After leaks from the closed-door negotiations surfaced Monday, a deal between the Americans and the Europeans looks less likely as skepticism over the agreement grows on both sides of the Atlantic.

Engaged in tough trade negotiations since mid-2013, the United States and the European Union tried to downplay the trove of TTIP documents put online by Greenpeace, describing them as “misleading” and deploring “wrong” interpretations of them.

But the fact remains: Despite the efforts of US President Barack Obama, who wants to clinch the trade deal by the end of the year, success is looking increasingly unlikely.

A halt in the TTIP negotiations is “the most probable option,” a top French trade official said on Tuesday, blaming Washington for the impasse.

Given France’s weight in the EU, “there cannot be an agreement without France, and much less against France,” said Matthias Fekl, a junior minister responsible for representing Paris in the talks.

Edward Alden of the Council on Foreign Relations, a US think tank, said the most striking element of the leaked documents was that it showed “the two sides are still so far apart in the negotiations, that there are such big issues that remain unresolved.”

With the TTIP, the United States and the 28-nation European Union want to topple regulatory and tariff barriers to trade and investment.

There are plenty of thorny issues to tackle, from market access to opening up the EU services sector and improving European access to US government procurement projects.

Negotiators wrapped up the 13th round of talks in New York on Friday said they had made progress in the talks, as is customary.

But there was a sense of irritation on the European side about the US refusal to open access to its public procurement.

“We need to reach a similar level of progress in market access procurement as we have already done in tariffs and services in order to move the negotiations towards the endgame,” said Ignacio Garcia Bercero, chief negotiator for the European Commission.

A period of tremendous uncertainty

The clock, however, is ticking.
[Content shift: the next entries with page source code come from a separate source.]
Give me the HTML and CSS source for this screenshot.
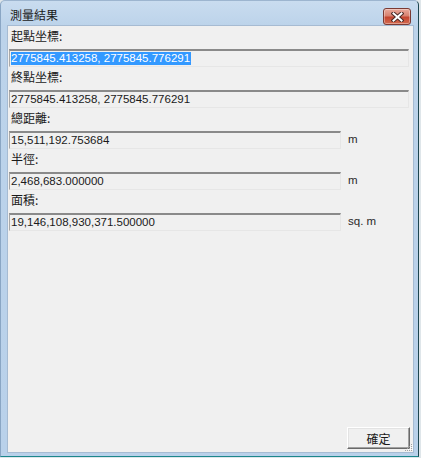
FILE: index.html
```html
<!DOCTYPE html>
<html lang="zh-Hant">
<head>
<meta charset="utf-8">
<title>測量結果</title>
<link rel="stylesheet" href="styles.css">
</head>
<body>
<div class="window">
  <div class="titlebar">
    <span class="title">測量結果</span>
    <button class="close" aria-label="關閉">
      <svg width="13" height="10" viewBox="0 0 13 10">
        <path d="M2.5 1.5 L10.5 8.5 M10.5 1.5 L2.5 8.5" stroke="#4a2a26" stroke-width="4" stroke-linecap="square" fill="none"/>
        <path d="M2.5 1.5 L10.5 8.5 M10.5 1.5 L2.5 8.5" stroke="#ffffff" stroke-width="2" stroke-linecap="square" fill="none"/>
      </svg>
    </button>
  </div>
  <div class="client">
    <div class="group">
      <div class="label">起點坐標:</div>
      <div class="field wide"><span class="sel">2775845.413258, 2775845.776291</span></div>
    </div>
    <div class="group">
      <div class="label">終點坐標:</div>
      <div class="field wide">2775845.413258, 2775845.776291</div>
    </div>
    <div class="group">
      <div class="label">總距離:</div>
      <div class="row">
        <div class="field short">15,511,192.753684</div>
        <span class="unit">m</span>
      </div>
    </div>
    <div class="group">
      <div class="label">半徑:</div>
      <div class="row">
        <div class="field short">2,468,683.000000</div>
        <span class="unit">m</span>
      </div>
    </div>
    <div class="group">
      <div class="label">面積:</div>
      <div class="row">
        <div class="field short">19,146,108,930,371.500000</div>
        <span class="unit">sq. m</span>
      </div>
    </div>
    <div class="spacer"></div>
    <div class="footer">
      <button class="ok">確定</button>
    </div>
    <svg class="grip" width="10" height="10" viewBox="0 0 10 10">
      <g fill="#a0a0a0">
        <rect x="8" y="2" width="1" height="1"/>
        <rect x="6" y="4" width="1" height="1"/><rect x="8" y="4" width="1" height="1"/>
        <rect x="4" y="6" width="1" height="1"/><rect x="6" y="6" width="1" height="1"/><rect x="8" y="6" width="1" height="1"/>
        <rect x="2" y="8" width="1" height="1"/><rect x="4" y="8" width="1" height="1"/><rect x="6" y="8" width="1" height="1"/><rect x="8" y="8" width="1" height="1"/>
      </g>
      <g fill="#ffffff">
        <rect x="9" y="3" width="1" height="1"/>
        <rect x="7" y="5" width="1" height="1"/><rect x="9" y="5" width="1" height="1"/>
        <rect x="5" y="7" width="1" height="1"/><rect x="7" y="7" width="1" height="1"/><rect x="9" y="7" width="1" height="1"/>
      </g>
    </svg>
  </div>
</div>
</body>
</html>
```

FILE: styles.css
```css
html, body {
  margin: 0;
  padding: 0;
}
body {
  width: 421px;
  height: 458px;
  background: #dfe6ea;
  font-family: "Liberation Sans", "Noto Sans CJK TC", sans-serif;
  overflow: hidden;
}
.window {
  box-sizing: border-box;
  width: 419px;
  height: 457px;
  background: linear-gradient(to bottom, #c9dcef 0px, #bcd3ea 25px, #b9d1ea 100%);
  border-left: 1px solid #8aa6c4;
  border-top: 1px solid #9db5cf;
  border-right: 1px solid #1e4650;
  border-bottom: 1px solid #1c878c;
  border-radius: 5px 5px 0 0;
  display: flex;
  flex-direction: column;
  padding: 0 4px 3px 6px;
}
.titlebar {
  height: 24px;
  display: flex;
  align-items: center;
  position: relative;
}
.title {
  font-family: "Noto Sans CJK TC", sans-serif;
  font-size: 12px;
  color: #1a1a1a;
  padding-left: 3px;
  padding-top: 2px;
}
.close {
  position: absolute;
  left: 376px;
  top: 7px;
  width: 28px;
  height: 17px;
  padding: 0;
  border: 1px solid #7b3a33;
  border-radius: 3px;
  background: linear-gradient(to bottom, #e9a99b 0%, #d88270 45%, #c4452f 55%, #d36a4f 100%);
  box-shadow: inset 0 0 0 1px rgba(255,255,255,0.35);
  display: flex;
  align-items: center;
  justify-content: center;
}
.client {
  flex: 1;
  position: relative;
  background: #f0f0f0;
  border: 1px solid #a6bbd2;
  display: flex;
  flex-direction: column;
  padding: 0 0 0 1px;
}
.group {
  display: flex;
  flex-direction: column;
}
.label {
  font-family: "Noto Sans CJK TC", sans-serif;
  font-size: 12px;
  line-height: 20px;
  height: 20px;
  color: #1a1a1a;
  padding-left: 2px;
}
.field {
  box-sizing: border-box;
  height: 18px;
  margin-top: 3px;
  background: #f0f0f0;
  border-top: 2px solid #8a8a8a;
  border-left: 1px solid #a8a8a8;
  border-right: 1px solid #e6e6e6;
  border-bottom: 1px solid #e6e6e6;
  font-size: 11.5px;
  line-height: 15px;
  color: #1a1a1a;
  padding-left: 1px;
  white-space: nowrap;
}
.wide {
  width: 400px;
}
.short {
  width: 332px;
}
.sel {
  background: #3399ff;
  color: #ffffff;
  padding: 0 1px 1px 0;
}
.row {
  display: flex;
  align-items: flex-start;
}
.unit {
  font-size: 11.5px;
  color: #2a2a2a;
  margin-left: 7px;
  margin-top: 5px;
}
.spacer {
  flex: 1;
}
.footer {
  display: flex;
  justify-content: flex-end;
  padding: 0 3px 3px 0;
}
.ok {
  box-sizing: border-box;
  width: 63px;
  height: 22px;
  padding: 0;
  background: #f0f0f0;
  border-top: 1px solid #ffffff;
  border-left: 1px solid #ffffff;
  border-right: 1px solid #696969;
  border-bottom: 1px solid #696969;
  box-shadow: inset -1px -1px 0 #a0a0a0, inset 1px 1px 0 #e3e3e3;
  font-family: "Noto Sans CJK TC", sans-serif;
  font-size: 12px;
  color: #1a1a1a;
}
.grip {
  position: absolute;
  right: 0;
  bottom: 0;
}
```
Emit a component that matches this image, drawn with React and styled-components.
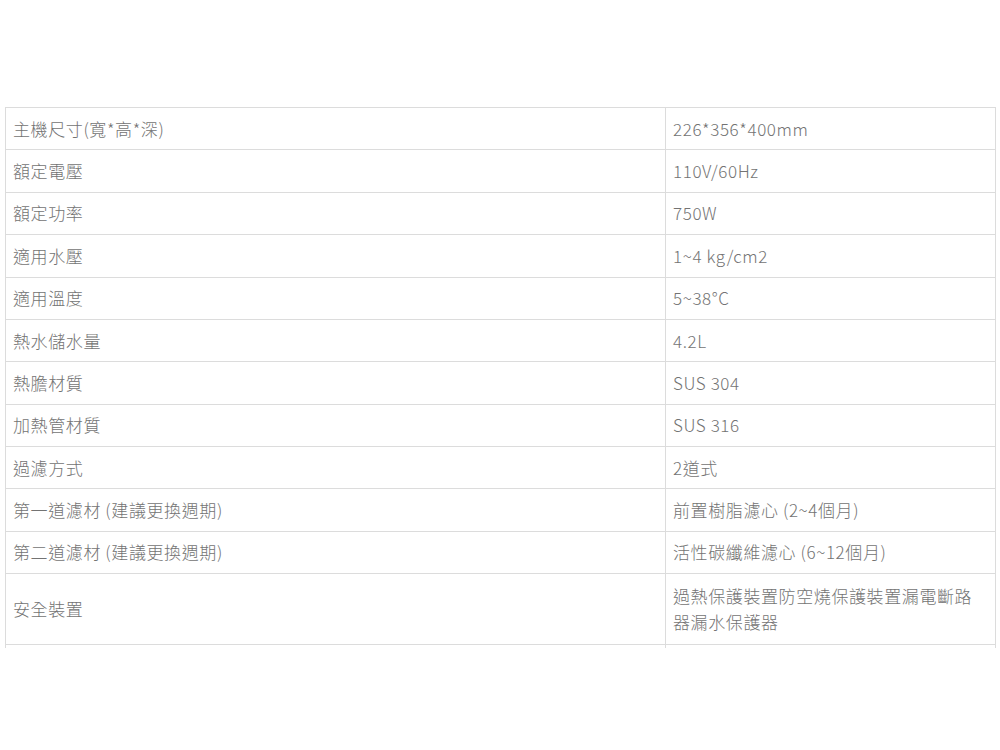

An ardent defender of TTIP, Obama will leave the White House in January and his successor, who will be elected in November, could be less inclined to promote free trade — an issue that has fallen out of favor with a public distraught over jobs lost overseas.

The situation is hardly less politically sensitive in Europe where there are deep suspicions that the deal will erode ecological and health regulations to the advantage of big business.

“If the deal cannot be concluded under the Obama administration, further progress in the talks likely will have to wait after the different European elections in 2017,” said Harvard law professor Mark Wu, a former official at the US Trade Representative which is representing Washington in the negotiations.

Next year, general elections will be held in both Germany and France, where debate over the TTIP is intense and could feature in their respective campaigns.

French leaders appear to have already given in to skepticism, after a week in which Prime Minister Manuel Valls and President Francois Hollande toughened their tone and pledged to oppose any accord that lacks guarantees on quality standards for health, the environment and French agriculture, among other issues.

Germany also has ratcheted up pressure, predicting the proposed deal “will fail” if Washington refuses to make concessions in the protracted talks.

And the possibility that Britain could decide to leave the EU in a June 23 referendum is yet another cloud hanging over the talks.

“It’s a period of tremendous uncertainty for trade policy in both the US and Europe,” said Alden.